EBEDİLİĞE DAİR

4

Hayatı, ona yüklediğimiz anlamlar toplamı diye nitelemek; sıkışıp kaldığımız köşemizde sonsuzluğa dair üç beş kelamımız olmasını sağlayan bir yorumdur. Ta ki aslımızın manasından çıkıp; varacağımız güzelliğin dergâhında bir nokta olmanın şerefine dair sırrımızın yankısında kendimizi görebilelim…
Yaşamak manasında, gelgitlerin demlediği bir yürek, maneviyatın efsununa yaslanmadan kırıklarını onaramaz. Zira varlığın şükrünü yansıtmak; içsel bir hissedişin dilin maddesinde bestelenmesinden geçer. Bu da, sonsuzluğun kapısında oturup; yağmurların büyüttüğü bir yüreğin nabzında ağlamanın gizine ermekle var olur. Bunun içindir ki; gözlerin hayâsının tekilliği; çokluk sırrından daldığımız denizden yüreğe çokluğu kaçırmadan; okyanusun dibindeki incileri, mercanları seyredebilmenin şeklidir.
Karmaşık bir yapıda varlık dairemize giren yaşamak; avuçlarımızın içine güneşi alıp da; yanmanın olmamasının yalanlığı kadar serapsal bir minvalde seyreder sırrını. Yanidir ki, gecenin dervişliğini yüreğin çölünde hissetmek; günün sükûnetini aynaların ardında unutmaya muktedir olabilmenin canında can bulur.
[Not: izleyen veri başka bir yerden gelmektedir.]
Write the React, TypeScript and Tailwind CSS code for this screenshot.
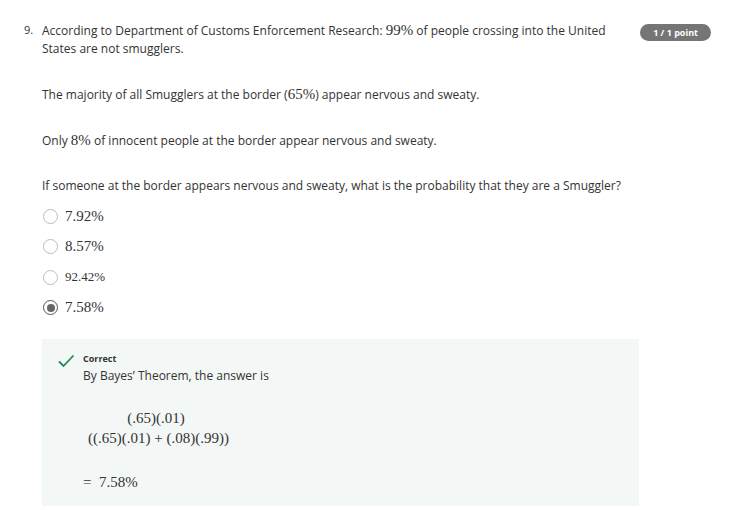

Bunun için, eğer hala geceye dair ve varlığa dair ve aşka ve kalbe dair ruhumuzun tekâmülü için bir ukdemiz varsa; bu yaşayabilmenin müntehasında dirilişe dair üç beş kalama sahip olma lüksümüz var demenin adıdır.
Geceyi tersine çevirip de günü onda bulabilmek, güneşlerin sırtında gizlenen hilali yürek gözüyle seçebilmekle mutlak hale gelir. Bunun hükmü; aldatıcı olan bu çölde serapların nazından ebedice uzaklaşmak ve malum bir vakte yaslı ahde varlık ruhuyla sarılabilmekle mana bulur. Gel gelelim, aynaların derinindeki zıtlığın sırrına: Saydam olan camın altına siyah bir renk koymadan ona ayna diyemiyorsak; çöl siyahlığıyla kaplı bu yaşamak astarının üstüne de saydam olan varlık sırrını, aşk sırrını, iman sırrını geçirmedikçe; onu ruhumuza örtemeyiz. Örtsek bile serapları net bir şekilde onda yansır halde bulamaz; onların yalancılığında kendi aldanışımızla ağlar kalırız.
Ey sözün derininde çığlıklarıyla gezinen derviş!
Nazlı bir ahdin, mutlak varlığa tevekkülünün ecrini bildiğinden beri; korkunu örten ümit güzelliği, yanaklarındaki aşkın kızlığını demler gül tadında. Çünküdür ki, şafaklarda beklemek, güneşe hasretin kavurduğu gönül; gecenin yangınına dair vaat edilen ecrin vezninde söyler gazelini. O gazel ki, ebediliğe dair irkilişin adı ve irkilişe dair ezeliliğin tadıdır…
Ey özün derinliklerinde aşkıyla inleyen derviş!
Visalin gönlünde bağdaş kurmak için düştüğün bu yol; ebedi kurtuluşa dair müstetir ecirlerle doludur. Bunların aşikârlığı; senin özdeki samimiyetinin berraklığı derecesindedir. Samimiyet ki; sana senden daha yakın olana; kendine kendinden daha yakın olabilmek adına teslim olmanın adıdır. Bu vezinle kurulan sevda; elbettir ki aşk ve iman tadında yazılmış bir şiir gibi ruhu okşar ve kalbe ebedi ahenk katar.  İşte var oluş kapısında atılan bu adım; visale doğru giden yolun başlangıcıdır. Şu anın idraki ve her an gibi idrake devamı; kalbindeki samimiyet derecesinde sabır makamlarında yükselir, yükselir ve kutsi bir dergâhın gönlünde aslına erer. Ve ebedi oluşa giden yol da tekrar burada başlar. Ki bundan sonrası da zaten güzelliğin kalbindeki güzelliktir. Buna ermek ki o her şeyin gizinde; her şeyi tek şey olarak idrakle başlar ve öylece sürer gider. Ta ki, seni aldatacak olan şeylere kanmayıp, çöllerde seraplara aldanmamak müddetince devam eder.
Ey yangınların kalbinde bir gül olan derviş!
Unutma ki asıl olan güzellik ve sır; visali beş geçe de; visale beş kala olan halde ve samimiyette olabilmek ve onda kalabilmektedir.